Code that builds pages:

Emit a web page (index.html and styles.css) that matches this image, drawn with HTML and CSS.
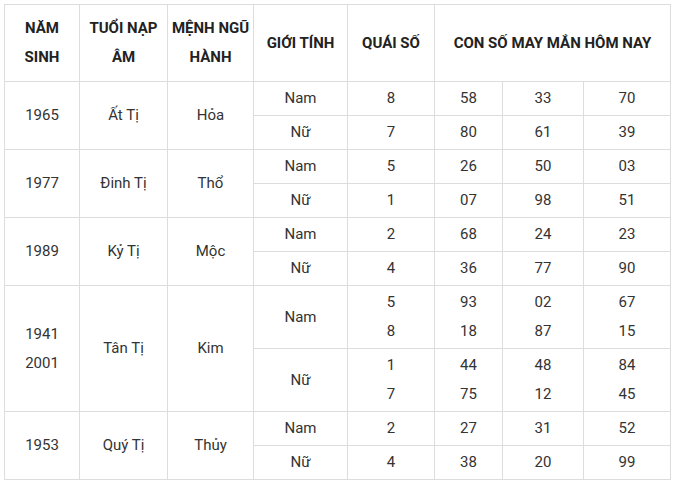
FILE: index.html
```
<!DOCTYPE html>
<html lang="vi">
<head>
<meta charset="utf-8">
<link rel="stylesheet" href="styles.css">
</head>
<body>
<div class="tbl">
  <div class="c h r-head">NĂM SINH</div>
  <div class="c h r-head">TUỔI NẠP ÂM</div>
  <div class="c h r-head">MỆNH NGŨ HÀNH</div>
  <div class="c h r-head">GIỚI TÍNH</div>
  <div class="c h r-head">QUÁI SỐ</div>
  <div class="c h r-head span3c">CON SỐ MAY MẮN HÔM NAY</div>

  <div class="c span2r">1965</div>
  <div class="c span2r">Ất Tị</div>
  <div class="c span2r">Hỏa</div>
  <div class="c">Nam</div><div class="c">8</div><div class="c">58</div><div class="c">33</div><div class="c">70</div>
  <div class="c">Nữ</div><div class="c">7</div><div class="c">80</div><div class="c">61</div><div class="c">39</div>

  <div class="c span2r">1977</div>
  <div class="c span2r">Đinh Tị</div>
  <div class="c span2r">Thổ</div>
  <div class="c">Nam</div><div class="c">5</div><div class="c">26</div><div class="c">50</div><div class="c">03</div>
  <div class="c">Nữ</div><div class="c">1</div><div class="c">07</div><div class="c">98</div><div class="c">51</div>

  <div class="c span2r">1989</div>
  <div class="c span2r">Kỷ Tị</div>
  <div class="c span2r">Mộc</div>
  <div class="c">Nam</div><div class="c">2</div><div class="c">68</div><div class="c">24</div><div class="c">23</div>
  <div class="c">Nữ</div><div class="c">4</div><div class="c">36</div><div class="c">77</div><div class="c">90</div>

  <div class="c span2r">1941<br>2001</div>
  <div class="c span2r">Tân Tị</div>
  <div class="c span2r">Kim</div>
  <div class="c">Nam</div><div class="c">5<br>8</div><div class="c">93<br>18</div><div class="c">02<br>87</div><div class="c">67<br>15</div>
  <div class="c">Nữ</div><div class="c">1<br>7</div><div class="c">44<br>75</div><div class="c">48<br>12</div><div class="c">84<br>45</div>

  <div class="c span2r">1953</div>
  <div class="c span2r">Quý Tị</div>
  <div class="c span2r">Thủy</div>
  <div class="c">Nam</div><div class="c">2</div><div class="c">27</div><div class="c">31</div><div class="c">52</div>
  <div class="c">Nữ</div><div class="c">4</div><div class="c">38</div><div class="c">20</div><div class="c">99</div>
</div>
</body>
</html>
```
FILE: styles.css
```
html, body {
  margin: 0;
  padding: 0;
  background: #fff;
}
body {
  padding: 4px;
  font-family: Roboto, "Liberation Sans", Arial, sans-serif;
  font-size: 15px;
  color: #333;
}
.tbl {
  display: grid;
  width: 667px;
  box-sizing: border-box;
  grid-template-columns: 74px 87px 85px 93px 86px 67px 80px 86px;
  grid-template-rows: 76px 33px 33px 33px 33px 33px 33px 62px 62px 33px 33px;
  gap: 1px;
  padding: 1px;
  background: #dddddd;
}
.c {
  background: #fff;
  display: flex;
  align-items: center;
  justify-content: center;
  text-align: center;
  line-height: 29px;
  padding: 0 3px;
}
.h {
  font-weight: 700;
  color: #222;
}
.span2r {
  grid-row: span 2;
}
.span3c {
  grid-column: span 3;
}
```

==

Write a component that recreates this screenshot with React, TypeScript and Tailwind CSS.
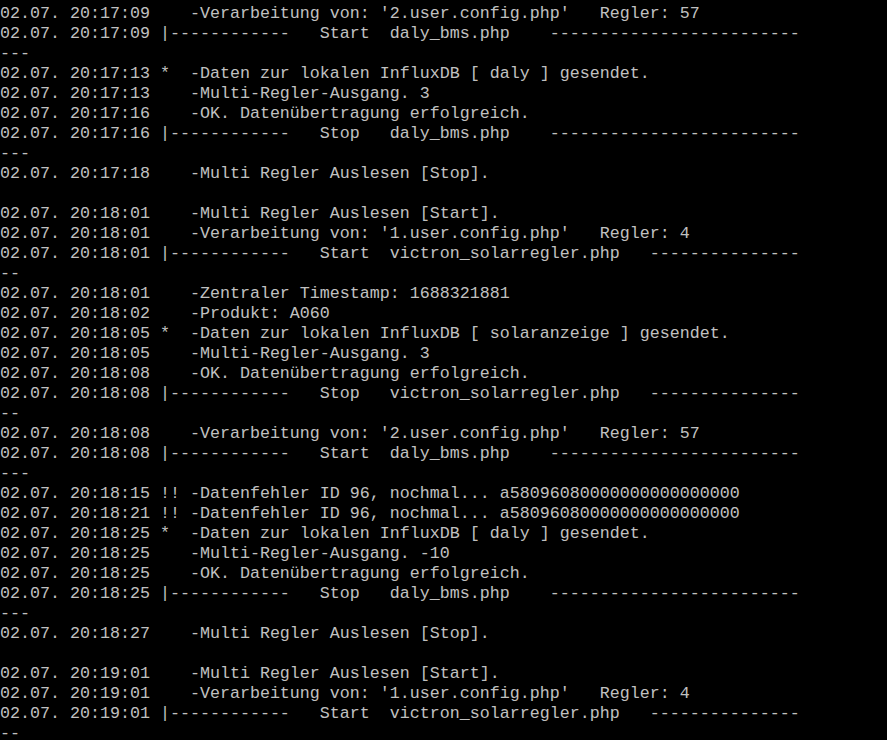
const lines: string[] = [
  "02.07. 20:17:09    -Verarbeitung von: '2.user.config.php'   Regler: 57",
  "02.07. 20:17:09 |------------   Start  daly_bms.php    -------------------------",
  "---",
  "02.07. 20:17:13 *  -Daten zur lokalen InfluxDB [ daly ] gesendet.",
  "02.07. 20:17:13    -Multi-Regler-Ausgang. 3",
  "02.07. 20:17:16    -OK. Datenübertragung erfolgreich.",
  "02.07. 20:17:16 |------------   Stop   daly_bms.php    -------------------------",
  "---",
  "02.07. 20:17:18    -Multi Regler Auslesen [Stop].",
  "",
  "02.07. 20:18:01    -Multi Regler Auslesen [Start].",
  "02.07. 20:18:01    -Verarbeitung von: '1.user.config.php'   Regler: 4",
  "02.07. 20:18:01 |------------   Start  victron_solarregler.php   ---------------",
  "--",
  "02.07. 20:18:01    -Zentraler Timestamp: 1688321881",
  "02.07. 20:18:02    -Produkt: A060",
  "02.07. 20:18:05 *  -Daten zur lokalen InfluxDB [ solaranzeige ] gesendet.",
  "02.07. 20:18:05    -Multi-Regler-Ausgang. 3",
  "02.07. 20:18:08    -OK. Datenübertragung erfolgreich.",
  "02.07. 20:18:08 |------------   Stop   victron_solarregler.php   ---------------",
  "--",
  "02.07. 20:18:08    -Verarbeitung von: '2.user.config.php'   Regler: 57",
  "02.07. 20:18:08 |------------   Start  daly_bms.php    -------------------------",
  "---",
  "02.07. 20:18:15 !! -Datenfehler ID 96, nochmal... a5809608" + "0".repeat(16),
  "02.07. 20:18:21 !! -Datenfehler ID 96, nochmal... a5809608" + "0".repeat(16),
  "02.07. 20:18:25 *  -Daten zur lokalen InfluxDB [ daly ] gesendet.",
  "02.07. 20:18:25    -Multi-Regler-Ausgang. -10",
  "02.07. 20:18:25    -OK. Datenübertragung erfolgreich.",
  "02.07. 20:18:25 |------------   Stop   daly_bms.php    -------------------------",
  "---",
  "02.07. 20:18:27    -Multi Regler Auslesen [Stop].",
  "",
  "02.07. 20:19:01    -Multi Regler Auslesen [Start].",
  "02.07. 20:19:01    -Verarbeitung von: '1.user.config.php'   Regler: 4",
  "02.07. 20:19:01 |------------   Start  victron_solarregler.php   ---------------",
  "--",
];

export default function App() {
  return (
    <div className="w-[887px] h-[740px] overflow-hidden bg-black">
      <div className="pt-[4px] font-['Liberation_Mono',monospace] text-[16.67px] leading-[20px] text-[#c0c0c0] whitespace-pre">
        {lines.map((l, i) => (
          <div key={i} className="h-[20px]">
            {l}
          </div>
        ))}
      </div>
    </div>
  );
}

What to work on - Pick each line holding the word "index" out of the data and copy it.

Final answer -
Emit a web page (index.html and styles.css) that matches this image, drawn with HTML and CSS.
FILE: index.html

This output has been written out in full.